**Aim of the task**
Select every line holding the word "React" and copy it.

**Provided data**
— begin —
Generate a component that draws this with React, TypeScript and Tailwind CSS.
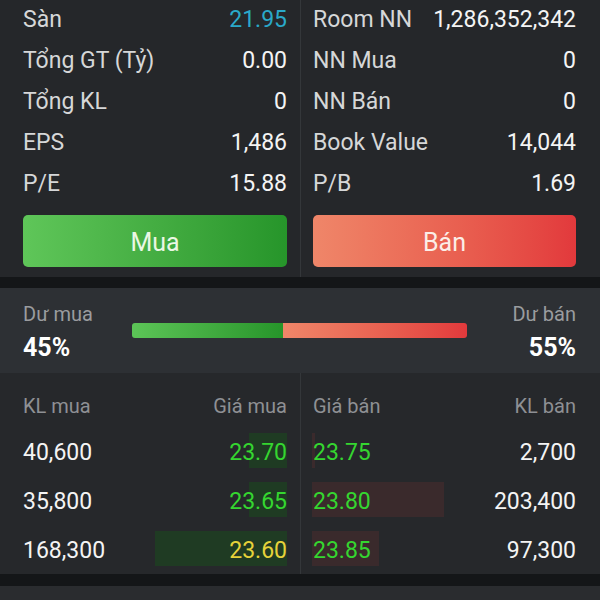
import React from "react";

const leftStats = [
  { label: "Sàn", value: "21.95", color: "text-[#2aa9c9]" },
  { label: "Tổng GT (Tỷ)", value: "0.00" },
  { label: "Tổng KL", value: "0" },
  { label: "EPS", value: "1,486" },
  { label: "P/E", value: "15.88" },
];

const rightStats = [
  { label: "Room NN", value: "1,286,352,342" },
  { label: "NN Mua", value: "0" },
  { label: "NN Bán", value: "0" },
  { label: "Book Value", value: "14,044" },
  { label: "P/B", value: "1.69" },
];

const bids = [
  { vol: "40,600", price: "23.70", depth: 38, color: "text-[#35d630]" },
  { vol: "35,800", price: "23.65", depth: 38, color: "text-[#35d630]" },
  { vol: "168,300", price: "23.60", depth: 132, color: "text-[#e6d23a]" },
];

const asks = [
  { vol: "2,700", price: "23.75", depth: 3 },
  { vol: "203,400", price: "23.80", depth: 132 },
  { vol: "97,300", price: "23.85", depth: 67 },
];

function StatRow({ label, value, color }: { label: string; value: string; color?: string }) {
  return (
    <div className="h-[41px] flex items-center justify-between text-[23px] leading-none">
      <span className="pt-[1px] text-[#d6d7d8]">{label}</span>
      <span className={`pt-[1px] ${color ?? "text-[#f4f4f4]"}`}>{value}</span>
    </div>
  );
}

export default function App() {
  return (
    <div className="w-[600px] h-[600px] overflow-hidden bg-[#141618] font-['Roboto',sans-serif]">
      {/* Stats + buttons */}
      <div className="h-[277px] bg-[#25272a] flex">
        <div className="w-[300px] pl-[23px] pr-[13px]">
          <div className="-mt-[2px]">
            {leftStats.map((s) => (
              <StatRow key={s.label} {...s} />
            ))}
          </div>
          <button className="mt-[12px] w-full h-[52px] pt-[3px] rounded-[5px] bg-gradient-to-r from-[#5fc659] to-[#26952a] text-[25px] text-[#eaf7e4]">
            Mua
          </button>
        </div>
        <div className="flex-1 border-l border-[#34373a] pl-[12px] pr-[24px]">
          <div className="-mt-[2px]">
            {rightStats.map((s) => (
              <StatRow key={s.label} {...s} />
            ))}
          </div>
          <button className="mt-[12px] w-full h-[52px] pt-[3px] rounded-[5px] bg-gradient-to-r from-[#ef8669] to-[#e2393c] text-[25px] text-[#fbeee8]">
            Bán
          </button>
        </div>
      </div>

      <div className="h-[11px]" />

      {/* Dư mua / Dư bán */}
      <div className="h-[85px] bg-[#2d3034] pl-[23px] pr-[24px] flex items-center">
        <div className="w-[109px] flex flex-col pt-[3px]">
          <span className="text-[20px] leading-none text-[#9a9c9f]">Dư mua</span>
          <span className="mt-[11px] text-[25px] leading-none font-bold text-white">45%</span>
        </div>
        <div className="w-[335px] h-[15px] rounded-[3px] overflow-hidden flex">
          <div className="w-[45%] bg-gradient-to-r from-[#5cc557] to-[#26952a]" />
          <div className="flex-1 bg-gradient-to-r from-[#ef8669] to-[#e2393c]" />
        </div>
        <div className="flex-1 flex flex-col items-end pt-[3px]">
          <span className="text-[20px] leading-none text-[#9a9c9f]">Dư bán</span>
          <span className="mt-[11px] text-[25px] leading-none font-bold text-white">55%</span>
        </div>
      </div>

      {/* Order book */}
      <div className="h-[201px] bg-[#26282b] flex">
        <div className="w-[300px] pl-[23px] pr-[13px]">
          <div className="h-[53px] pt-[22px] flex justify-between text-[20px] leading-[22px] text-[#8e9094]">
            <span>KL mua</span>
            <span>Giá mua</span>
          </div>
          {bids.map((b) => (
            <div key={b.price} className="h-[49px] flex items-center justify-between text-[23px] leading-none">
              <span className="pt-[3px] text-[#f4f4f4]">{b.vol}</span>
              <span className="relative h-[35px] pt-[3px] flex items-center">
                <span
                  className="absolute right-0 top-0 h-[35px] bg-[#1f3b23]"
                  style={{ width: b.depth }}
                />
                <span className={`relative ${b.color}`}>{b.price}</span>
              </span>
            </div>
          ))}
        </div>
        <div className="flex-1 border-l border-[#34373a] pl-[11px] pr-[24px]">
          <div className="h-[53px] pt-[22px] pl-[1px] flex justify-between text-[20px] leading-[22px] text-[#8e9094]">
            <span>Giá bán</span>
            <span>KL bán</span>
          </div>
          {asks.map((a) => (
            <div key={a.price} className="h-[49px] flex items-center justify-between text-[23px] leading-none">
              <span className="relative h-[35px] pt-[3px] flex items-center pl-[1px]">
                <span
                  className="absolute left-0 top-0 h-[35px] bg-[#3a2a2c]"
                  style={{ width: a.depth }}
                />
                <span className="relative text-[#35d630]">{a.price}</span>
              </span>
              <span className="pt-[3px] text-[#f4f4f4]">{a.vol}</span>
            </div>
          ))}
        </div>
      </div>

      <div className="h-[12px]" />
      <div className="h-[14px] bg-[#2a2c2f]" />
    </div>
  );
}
— end —
**Exercise result**
Generate a component that draws this with React, TypeScript and Tailwind CSS.
import React from "react";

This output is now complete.